South Korean hapkidoin

Oh Se-Lim was an early Korean hapkido practitioner and a pioneer of the art. He had been the president of the Korea Hapkido Federation for 18 years.

== Life ==
Oh began his study of hapkido at Ji Han-Jae's first hapki yukwonsool school, the An Moo Kwan in Andong, Gyeongsangbuk-do. Fellow students were Kwon Tae-Man, and Yoo Young-Woo.

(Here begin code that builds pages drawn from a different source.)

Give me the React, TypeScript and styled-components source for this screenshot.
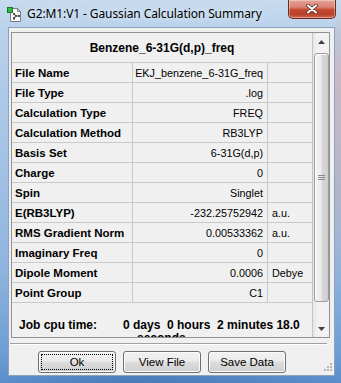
import React from "react";
import styled, { createGlobalStyle } from "styled-components";

const GlobalStyle = createGlobalStyle`
  html, body { margin: 0; padding: 0; }
  body { width: 341px; height: 383px; overflow: hidden; background: #9dbde2; }
  * { box-sizing: border-box; }
`;

const Window = styled.div`
  width: 341px;
  height: 383px;
  display: flex;
  flex-direction: column;
  padding: 0 6px 7px 8px;
  background:
    linear-gradient(180deg, rgba(205,180,185,0) 0%, rgba(205,180,185,0.75) 20%, rgba(190,175,185,0.6) 50%, rgba(190,175,185,0) 75%) right top / 6px 100% no-repeat,
    linear-gradient(90deg, rgba(40,90,160,0) 0%, rgba(40,90,160,0.35) 40%, rgba(40,90,160,0) 100%) left bottom / 100% 7px no-repeat,
    linear-gradient(180deg, #c7dbef 0%, #b9d1eb 8%, #a5c3e5 40%, #8fb4df 70%, #6e9ed4 92%, #5a8dca 100%);
`;

const TitleBar = styled.div`
  height: 27px;
  display: flex;
  align-items: flex-start;
`;

const AppIcon = styled.svg`
  margin: 7px 0 0 -1px;
  flex: none;
`;

const TitleText = styled.div`
  margin-left: 4px;
  line-height: 27px;
  font-family: "Noto Sans", "Liberation Sans", sans-serif;
  font-size: 12px;
  color: #000;
  letter-spacing: -0.1px;
  text-shadow: 0 0 6px rgba(255,255,255,0.9);
`;

const CloseButton = styled.div`
  margin-left: auto;
  margin-right: -1px;
  width: 48px;
  height: 19px;
  border: 1px solid #6e2a20;
  border-top: none;
  border-radius: 0 0 5px 5px;
  background: linear-gradient(180deg, #e6a396 0%, #d98270 40%, #c4472f 55%, #b8402c 80%, #cf6a4e 100%);
  box-shadow: inset 0 0 0 1px rgba(255,255,255,0.35);
  display: flex;
  align-items: center;
  justify-content: center;
`;

const Client = styled.div`
  flex: 1;
  background: #f0f0f0;
  border: 1px solid #8ea3bb;
  display: flex;
  flex-direction: column;
  min-height: 0;
`;

const Panel = styled.div`
  margin: 4px 4px 0 2px;
  height: 306px;
  border: 1px solid #8e9196;
  display: flex;
  overflow: hidden;
`;

const Content = styled.div`
  width: 300px;
  flex: none;
  overflow: hidden;
  font-family: "Liberation Sans", Arial, sans-serif;
  color: #000;
`;

const Header = styled.div`
  height: 30px;
  border-bottom: 1px solid #c9c9c9;
  display: flex;
  align-items: center;
  justify-content: center;
  font-weight: bold;
  font-size: 12px;
  padding-top: 1px;
`;

const Grid = styled.div`
  display: grid;
  grid-template-columns: 121px 135px 44px;
  grid-auto-rows: 20px;
`;

const Cell = styled.div<{ $kind: "label" | "value" | "unit" }>`
  display: flex;
  align-items: center;
  border-bottom: 1px solid #c9c9c9;
  border-right: ${(p) => (p.$kind === "unit" ? "none" : "1px solid #c9c9c9")};
  white-space: nowrap;
  overflow: hidden;
  font-size: ${(p) => (p.$kind === "label" ? "11.5px" : "10.8px")};
  font-weight: ${(p) => (p.$kind === "label" ? "bold" : "normal")};
  justify-content: ${(p) => (p.$kind === "value" ? "flex-end" : "flex-start")};
  padding: ${(p) => (p.$kind === "label" ? "0 0 0 3px" : p.$kind === "value" ? "0 4px 0 0" : "0 0 0 4px")};
`;

const JobRow = styled.div`
  display: grid;
  grid-template-columns: 104px 1fr;
  padding: 15px 0 0 7px;
  font-size: 12px;
  font-weight: bold;
  line-height: 14px;
`;

const JobValue = styled.div`
  white-space: pre;
`;

const JobWrap = styled.div`
  padding-left: 14px;
  margin-top: -1px;
`;

const ScrollBar = styled.div`
  width: 17px;
  flex: none;
  border-left: 1px solid #c4c4c4;
  background: linear-gradient(90deg, #e6e6e6 0%, #f2f2f2 30%, #f2f2f2 100%);
  display: flex;
  flex-direction: column;
  align-items: center;
`;

const ArrowButton = styled.div`
  height: 17px;
  width: 16px;
  display: flex;
  align-items: center;
  justify-content: center;
  flex: none;
`;

const Thumb = styled.div`
  width: 15px;
  margin-top: 3px;
  height: 249px;
  border: 1px solid #9c9c9c;
  border-radius: 3px;
  background: linear-gradient(90deg, #f4f4f4 0%, #ececec 45%, #d8d8d8 55%, #cdcdcd 100%);
  box-shadow: inset 1px 1px 0 #ffffff;
  display: flex;
  align-items: center;
  justify-content: center;
`;

const TrackGap = styled.div`
  flex: 1;
`;

const Separator = styled.div`
  margin: 5px 7px 0 1px;
  height: 2px;
  border-top: 1px solid #a0a0a0;
  border-bottom: 1px solid #ffffff;
`;

const ButtonRow = styled.div`
  margin-top: 6px;
  padding-left: 29px;
  display: flex;
  gap: 7px;
  flex: 1;
`;

const Button = styled.button<{ $focused?: boolean }>`
  width: 78px;
  height: 22px;
  padding: 0;
  border: 1px solid #707070;
  border-radius: 3px;
  background: linear-gradient(180deg, #f2f2f2 0%, #ebebeb 45%, #dddddd 50%, #cfcfcf 100%);
  box-shadow: inset 0 0 0 1px #fbfbfb;
  font-family: "Liberation Sans", Arial, sans-serif;
  font-size: 11.5px;
  color: #000;
  position: relative;
  outline: ${(p) => (p.$focused ? "1px dotted #000" : "none")};
  outline-offset: -4px;
`;

const Grip = styled.svg`
  margin-left: auto;
  margin-right: 2px;
  align-self: flex-end;
  margin-bottom: 4px;
`;

const rows: [string, string, string][] = [
  ["File Name", "EKJ_benzene_6-31G_freq", ""],
  ["File Type", ".log", ""],
  ["Calculation Type", "FREQ", ""],
  ["Calculation Method", "RB3LYP", ""],
  ["Basis Set", "6-31G(d,p)", ""],
  ["Charge", "0", ""],
  ["Spin", "Singlet", ""],
  ["E(RB3LYP)", "-232.25752942", "a.u."],
  ["RMS Gradient Norm", "0.00533362", "a.u."],
  ["Imaginary Freq", "0", ""],
  ["Dipole Moment", "0.0006", "Debye"],
  ["Point Group", "C1", ""],
];

export default function App() {
  return (
    <>
      <GlobalStyle />
      <Window>
        <TitleBar>
          <AppIcon width="16" height="16" viewBox="0 0 16 16">
            <path d="M3.5 1.5h7l3 3v10h-10z" fill="#fff" stroke="#7d7d7d" />
            <path d="M10.5 1.5v3h3" fill="none" stroke="#7d7d7d" />
            <rect x="0.5" y="0.5" width="5" height="5" fill="#33b84a" stroke="#1d7a2c" />
            <path d="M7 7l2 2M9 9l-2 2M9 9h3M7 11v2" stroke="#666" strokeWidth="1.2" fill="none" />
            <rect x="6" y="6" width="2" height="2" fill="#555" />
            <rect x="8" y="8" width="2" height="2" fill="#555" />
            <rect x="6" y="10" width="2" height="2" fill="#555" />
            <rect x="11" y="8" width="2" height="2" fill="#555" />
          </AppIcon>
          <TitleText>G2:M1:V1 - Gaussian Calculation Summary</TitleText>
          <CloseButton>
            <svg width="12" height="10" viewBox="0 0 12 10">
              <path d="M2 1.5l8 7M10 1.5l-8 7" stroke="#5a2a22" strokeWidth="3.6" strokeLinecap="round" />
              <path d="M2 1.5l8 7M10 1.5l-8 7" stroke="#ffffff" strokeWidth="2" strokeLinecap="round" />
            </svg>
          </CloseButton>
        </TitleBar>
        <Client>
          <Panel>
            <Content>
              <Header>Benzene_6-31G(d,p)_freq</Header>
              <Grid>
                {rows.map(([label, value, unit]) => (
                  <React.Fragment key={label}>
                    <Cell $kind="label">{label}</Cell>
                    <Cell $kind="value">{value}</Cell>
                    <Cell $kind="unit">{unit}</Cell>
                  </React.Fragment>
                ))}
              </Grid>
              <JobRow>
                <div>Job cpu time:</div>
                <JobValue>
                  {"0 days  0 hours  2 minutes 18.0"}
                  <JobWrap>seconds</JobWrap>
                </JobValue>
              </JobRow>
            </Content>
            <ScrollBar>
              <ArrowButton>
                <svg width="7" height="4" viewBox="0 0 7 4">
                  <path d="M0 4L3.5 0L7 4z" fill="#404040" />
                </svg>
              </ArrowButton>
              <Thumb>
                <svg width="7" height="6" viewBox="0 0 7 6">
                  <path d="M0 0.5h7M0 2.5h7M0 4.5h7" stroke="#8a8a8a" strokeWidth="1" />
                </svg>
              </Thumb>
              <TrackGap />
              <ArrowButton>
                <svg width="7" height="4" viewBox="0 0 7 4">
                  <path d="M0 0L3.5 4L7 0z" fill="#404040" />
                </svg>
              </ArrowButton>
            </ScrollBar>
          </Panel>
          <Separator />
          <ButtonRow>
            <Button $focused>Ok</Button>
            <Button>View File</Button>
            <Button>Save Data</Button>
            <Grip width="9" height="9" viewBox="0 0 9 9">
              <g fill="#b8b8b8">
                <rect x="7" y="1" width="2" height="2" />
                <rect x="4" y="4" width="2" height="2" />
                <rect x="7" y="4" width="2" height="2" />
                <rect x="1" y="7" width="2" height="2" />
                <rect x="4" y="7" width="2" height="2" />
                <rect x="7" y="7" width="2" height="2" />
              </g>
            </Grip>
          </ButtonRow>
        </Client>
      </Window>
    </>
  );
}
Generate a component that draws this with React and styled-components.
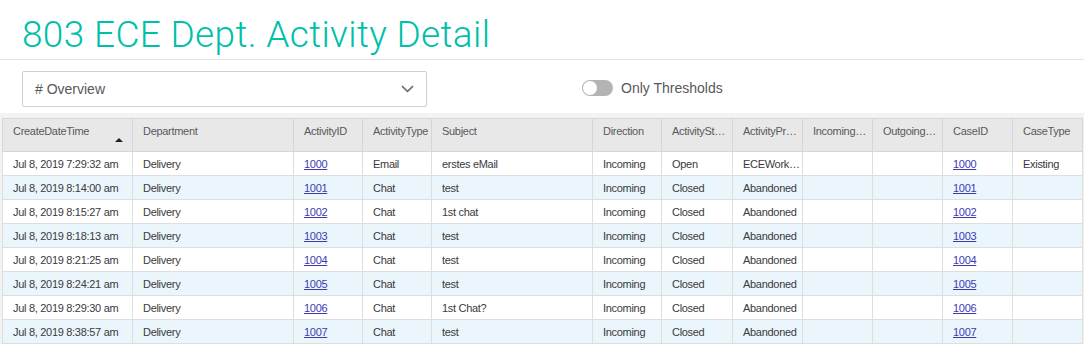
import styled, { createGlobalStyle } from "styled-components";
import { useState } from "react";

const GlobalStyle = createGlobalStyle`
  html, body {
    margin: 0;
    padding: 0;
    background: #fff;
    overflow: hidden;
    font-family: "Liberation Sans", Arial, sans-serif;
  }
`;

const columns = [
  { key: "created", label: "CreateDateTime", width: 130, sorted: true },
  { key: "dept", label: "Department", width: 161 },
  { key: "activityId", label: "ActivityID", width: 69, link: true },
  { key: "type", label: "ActivityType", width: 69 },
  { key: "subject", label: "Subject", width: 161 },
  { key: "direction", label: "Direction", width: 69 },
  { key: "status", label: "ActivityStatus", width: 71 },
  { key: "process", label: "ActivityProcess", width: 70 },
  { key: "incoming", label: "IncomingChannel", width: 70 },
  { key: "outgoing", label: "OutgoingType", width: 70 },
  { key: "caseId", label: "CaseID", width: 70, link: true },
  { key: "caseType", label: "CaseType", width: 70 },
];

const rows = [
  ["7:29:32", "1000", "Email", "erstes eMail", "Open", "ECEWorkflow", "Existing"],
  ["8:14:00", "1001", "Chat", "test", "Closed", "Abandoned", ""],
  ["8:15:27", "1002", "Chat", "1st chat", "Closed", "Abandoned", ""],
  ["8:18:13", "1003", "Chat", "test", "Closed", "Abandoned", ""],
  ["8:21:25", "1004", "Chat", "test", "Closed", "Abandoned", ""],
  ["8:24:21", "1005", "Chat", "test", "Closed", "Abandoned", ""],
  ["8:29:30", "1006", "Chat", "1st Chat?", "Closed", "Abandoned", ""],
  ["8:38:57", "1007", "Chat", "test", "Closed", "Abandoned", ""],
].map(([time, id, type, subject, status, process, caseType]) => ({
  created: `Jul 8, 2019 ${time} am`,
  dept: "Delivery",
  activityId: id,
  type,
  subject,
  direction: "Incoming",
  status,
  process,
  incoming: "",
  outgoing: "",
  caseId: id,
  caseType,
}));

export default function App() {
  const [thresholds, setThresholds] = useState(false);
  return (
    <Page>
      <GlobalStyle />
      <Header>
        <Title>803 ECE Dept. Activity Detail</Title>
      </Header>
      <Toolbar>
        <Select>
          <SelectText># Overview</SelectText>
          <svg width="13" height="8" viewBox="0 0 13 8">
            <path d="M1 1.2 L6.5 6.4 L12 1.2" fill="none" stroke="#6e6e70" strokeWidth="1.6" />
          </svg>
        </Select>
        <ToggleLabel onClick={() => setThresholds(!thresholds)}>
          <Switch $on={thresholds}>
            <Knob $on={thresholds} />
          </Switch>
          Only Thresholds
        </ToggleLabel>
      </Toolbar>
      <Band>
        <Table>
          <colgroup>
            {columns.map((c) => (
              <col key={c.key} style={{ width: c.width }} />
            ))}
          </colgroup>
          <thead>
            <tr>
              {columns.map((c) => (
                <Th key={c.key}>
                  {c.label}
                  {c.sorted && <SortArrow />}
                </Th>
              ))}
            </tr>
          </thead>
          <tbody>
            {rows.map((r, i) => (
              <Tr key={i} $alt={i % 2 === 1}>
                {columns.map((c) => (
                  <Td key={c.key}>
                    {c.link ? <CellLink href="#">{r[c.key]}</CellLink> : r[c.key]}
                  </Td>
                ))}
              </Tr>
            ))}
          </tbody>
        </Table>
      </Band>
    </Page>
  );
}

const Page = styled.div`
  width: 1084px;
  height: 345px;
  overflow: hidden;
`;

const Header = styled.div`
  padding: 14px 22px 3px;
  border-bottom: 1px solid #e2e2e2;
`;

const Title = styled.h1`
  margin: 0;
  font-family: Roboto, "Liberation Sans", sans-serif;
  font-weight: 300;
  font-size: 37px;
  letter-spacing: 0.35px;
  line-height: 42px;
  color: #00bfa9;
`;

const Toolbar = styled.div`
  display: flex;
  align-items: center;
  gap: 155px;
  padding: 11px 22px 6px;
`;

const Select = styled.div`
  box-sizing: border-box;
  width: 405px;
  height: 36px;
  border: 1px solid #cfcfcf;
  border-radius: 2px;
  display: flex;
  align-items: center;
  justify-content: space-between;
  padding: 0 12px 0 12px;
`;

const SelectText = styled.span`
  font-size: 14px;
  color: #58585b;
`;

const ToggleLabel = styled.div`
  display: flex;
  align-items: center;
  gap: 8px;
  font-size: 14px;
  color: #58585b;
  cursor: pointer;
  margin-top: -2px;
`;

const Switch = styled.div`
  width: 31px;
  height: 16px;
  border-radius: 8px;
  background: ${(p) => (p.$on ? "#00bfa9" : "#b4b4b4")};
  display: flex;
  align-items: center;
  padding: 0 1px;
  box-sizing: border-box;
  justify-content: ${(p) => (p.$on ? "flex-end" : "flex-start")};
`;

const Knob = styled.div`
  width: 14px;
  height: 14px;
  border-radius: 50%;
  background: #fff;
`;

const Band = styled.div`
  background: #f2f2f2;
  padding: 5px 0 0 2px;
`;

const Table = styled.table`
  table-layout: fixed;
  width: 1081px;
  border-collapse: collapse;
  font-size: 11px;
  letter-spacing: -0.3px;
  color: #3a3a3c;
`;

const Th = styled.th`
  position: relative;
  height: 33px;
  box-sizing: border-box;
  padding: 5px 1px 0 10px;
  vertical-align: top;
  text-align: left;
  font-weight: normal;
  line-height: 14px;
  color: #58595b;
  background: #e8e8e8;
  border: 1px solid #d6d6d6;
  white-space: nowrap;
  overflow: hidden;
  text-overflow: ellipsis;
`;

const SortArrow = styled.span`
  position: absolute;
  right: 9px;
  top: 19px;
  width: 0;
  height: 0;
  border-left: 4px solid transparent;
  border-right: 4px solid transparent;
  border-bottom: 4px solid #222;
`;

const Tr = styled.tr`
  background: ${(p) => (p.$alt ? "#eaf6fb" : "#fff")};
`;

const Td = styled.td`
  height: 24px;
  box-sizing: border-box;
  padding: 0 1px 0 10px;
  line-height: 14px;
  border: 1px solid #dedede;
  white-space: nowrap;
  overflow: hidden;
  text-overflow: ellipsis;
`;

const CellLink = styled.a`
  color: #3b3bb5;
  text-decoration: underline;
`;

He continued training at Majang, Seongdong, Seoul in 1957. Oh joined other senior practitioners already training in Seoul at that time, early hapkido practitioners Hwang Deok-Kyoo (latter day president of the Korea Hapkido Association), Myung Kwang Sik (latter day founder of the World Hapkido Federation), Lee Tae Jun, Kim Yong-Jin (founder of the Ulji Kwan), Kang Jong-Soo, and Kim Yong-Whan.

== Accomplishments ==
Oh Se-Lim was elected the president of the Korea Hapkido Association in 1980. By 1983 Oh Se-Lim, with political problems and many of the original founding members of the Korea Hapkido Association departing (Ji Han-Jae, Myung Jae-Nam), renamed the association by the name first used by the organization he had first been a part of with Master Ji, the Dae Han Hapkido Hyub Hoe, with a new preferred English rendering; the Korea Hapkido Federation (KHF). Master Oh resigned the position of the president of the KHF, that was succeeded by Kim Jong-Yoon in 2008.